The syntax for creating a stage with a directory table is nearly identical to creating a standard external or internal stage. Set the optional DIRECTORY parameter to TRUE.

For the complete syntax and parameter descriptions, see CREATE STAGE.

Syntax

-- Internal stage
CREATE [ OR REPLACE ] [ TEMPORARY ] STAGE [ IF NOT EXISTS ] <internal_stage_name>
  [ DIRECTORY = ( { ENABLE = TRUE | FALSE } ) ]
  [ ENCRYPTION = (TYPE = 'SNOWFLAKE_FULL' | TYPE = 'SNOWFLAKE_SSE') ]
  [ FILE_FORMAT = ( { FORMAT_NAME = '<file_format_name>' | TYPE = { CSV | JSON | AVRO | ORC | PARQUET | XML } [ formatTypeOptions ] ) } ]
  [ COPY_OPTIONS = ( copyOptions ) ]
  [ COMMENT = '<string_literal>' ]

-- External stage
CREATE [ OR REPLACE ] [ TEMPORARY ] STAGE [ IF NOT EXISTS ] <external_stage_name>
      <cloud_storage_access_settings>
    [ DIRECTORY = ( { ENABLE = TRUE | FALSE } ) ]
    [ FILE_FORMAT = ( { FORMAT_NAME = '<file_format_name>' | TYPE = { CSV | JSON | AVRO | ORC | PARQUET | XML } [ formatTypeOptions ] ) } ]
    [ COPY_OPTIONS = ( copyOptions ) ]
    [ COMMENT = '<string_literal>' ]

Where:

ENABLE = TRUE | FALSE

Specifies whether to add a directory table to the stage. When the value is TRUE, a directory table is created with the stage.

Default: FALSE

[ ENCRYPTION = (TYPE = 'SNOWFLAKE_FULL' | TYPE = 'SNOWFLAKE_SSE')

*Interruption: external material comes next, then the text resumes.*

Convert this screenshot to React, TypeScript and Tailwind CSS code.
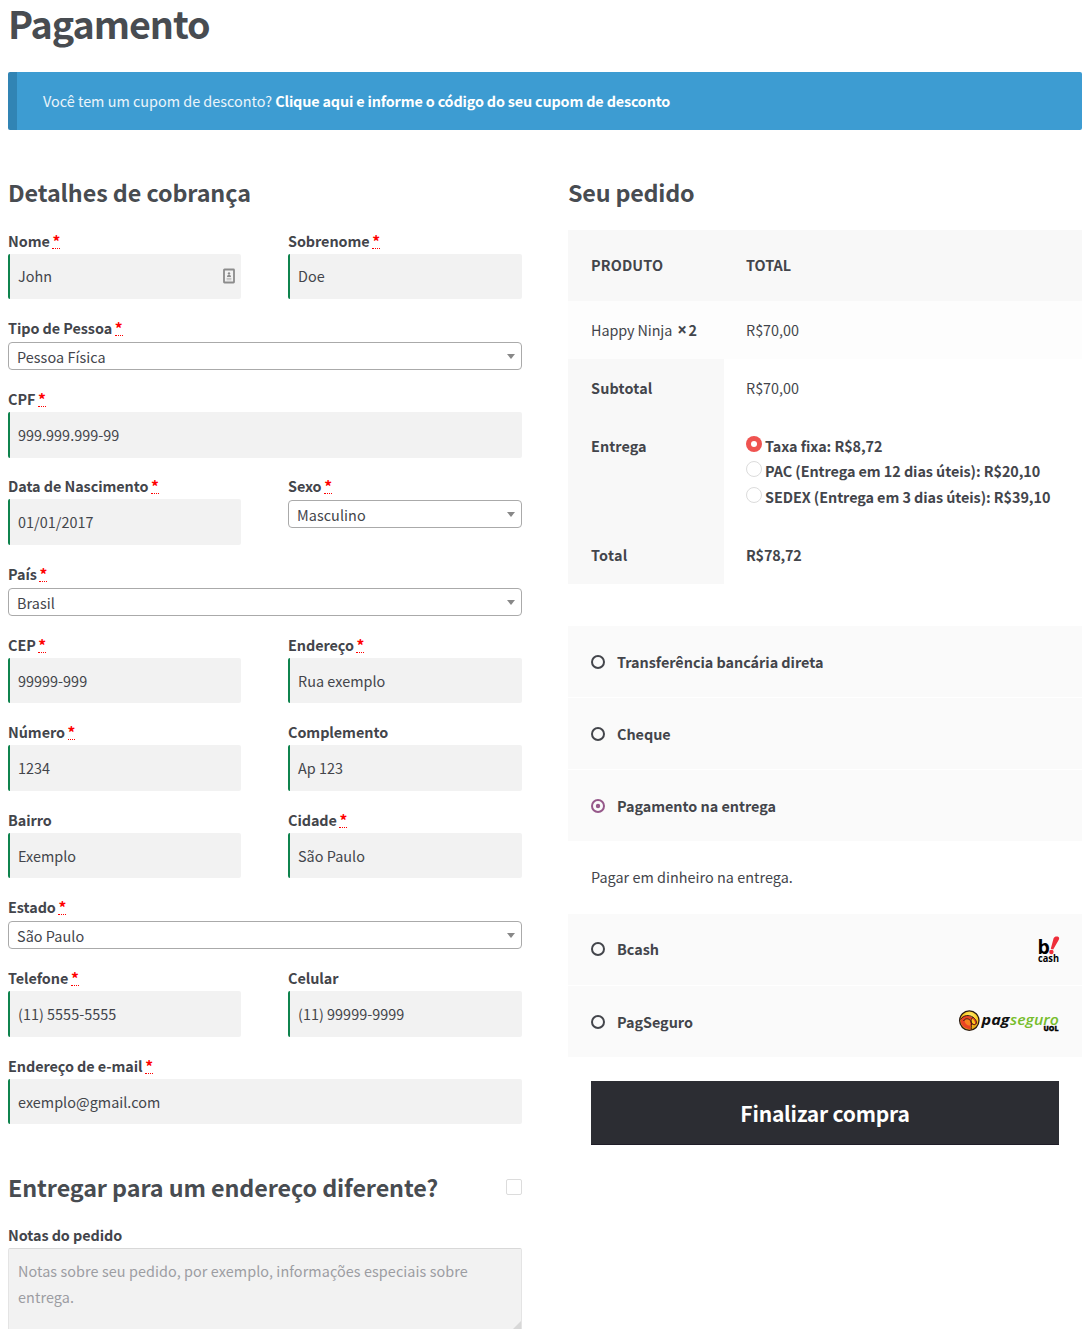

Specifies the type of encryption supported for all files stored in the stage.

TYPE = ...

Specifies the encryption type used. Possible values are:

  • SNOWFLAKE_FULL: Client-side encryption. The files are encrypted by a client when it uploads them to the internal stage using PUT.

  • SNOWFLAKE_SSE: Server-side encryption. The files are encrypted when they arrive in the stage. Internal stages with server-side encryption only support file access using pre-signed URLs.

    When files in a stage are client-side encrypted, users cannot read the staged files without having access to the encryption key.

    For more information about internal named stages with server-side encryption only, see CREATE STAGE.

Default: SNOWFLAKE_FULL

Usage Notes

  • After you create a stage with a directory table, you must execute ALTER STAGE … REFRESH to manually refresh the directory table metadata.

Examples

Create an internal stage named mystage that includes a directory table. The stage references a file format named myformat:

CREATE STAGE mystage
  DIRECTORY = (ENABLE = TRUE)
  FILE_FORMAT = myformat;

Create an external stage named mystage that includes a directory table. The stage references a bucket or container named load with a path of files. Secure access to the cloud storage location is provided via the my_storage_int storage integration:

Note

The storage location in the URL value must end in a forward slash (/).

Amazon S3

CREATE STAGE mystage
  URL='s3://load/files/'
  STORAGE_INTEGRATION = my_storage_int
  DIRECTORY = (ENABLE = TRUE);

Google Cloud Storage

CREATE STAGE mystage
  URL='gcs://load/files/'
  STORAGE_INTEGRATION = my_storage_int
  DIRECTORY = (ENABLE = TRUE);

Microsoft Azure

CREATE STAGE mystage
  URL='azure://myaccount.blob.core.windows.net/load/files/'
  STORAGE_INTEGRATION = my_storage_int
  DIRECTORY = (ENABLE = TRUE);

Manually Refreshing Directory Tables

Refresh the metadata in a directory table manually using the ALTER STAGE command.

For example:

ALTER STAGE mystage REFRESH;

Retrieving File URLs from Directory Tables

Query a directory table:

SELECT * FROM DIRECTORY( @<stage_name> )

Where:

stage_name

Name of a stage that includes a directory table.

For information about SELECT as a statement, and the other clauses within the statement, see Query Syntax.

Output

The output from a directory table query can include the following columns:

Column

Data Type

Description

RELATIVE_PATH

TEXT

Path to the files to access using the file URL.

SIZE

NUMBER

Size of the file (in bytes).

LAST_MODIFIED

TIMESTAMP_LTZ

Timestamp when the file was last updated in the stage.

MD5

HEX

MD5 checksum for the file.

ETAG

HEX

ETag header for the file.

FILE_URL

TEXT

Snowflake-hosted file URL to the file.

The file URL has the following format:

https://<account_identifier>/api/files/<db_name>.<schema_name>.<stage_name>/<relative_path>

Where:

account_identifier

Hostname of the Snowflake account for your stage. The hostname starts with an account locator (provided by Snowflake) and ends with the Snowflake domain (snowflakecomputing.com):

account_locator.snowflakecomputing.com

For more details, see Account Identifiers.

db_name

Name of the database that contains the stage where your files are located.

schema_name

Name of the schema that contains the stage where your files are located.

stage_name

Name of the stage where your files are located.

relative_path

Path to the files to access using the file URL.

Examples

Retrieve all metadata columns in a directory table for a stage named mystage:

SELECT * FROM DIRECTORY(@mystage);

Return the FILE_URL column values from the same directory table. Only return the file URLs for files greater than 100 K bytes in size:

SELECT FILE_URL FROM DIRECTORY(@mystage) WHERE SIZE > 100000;

Return the FILE_URL column values from the same directory table. Only return the file URLs for comma-separated value files:

SELECT FILE_URL FROM DIRECTORY(@mystage) WHERE RELATIVE_PATH ILIKE '%.csv';

Streams on Directory Tables

Streams on a directory table track files that are added or dropped in the referenced cloud storage location. For the SQL command syntax and examples, see CREATE STREAM.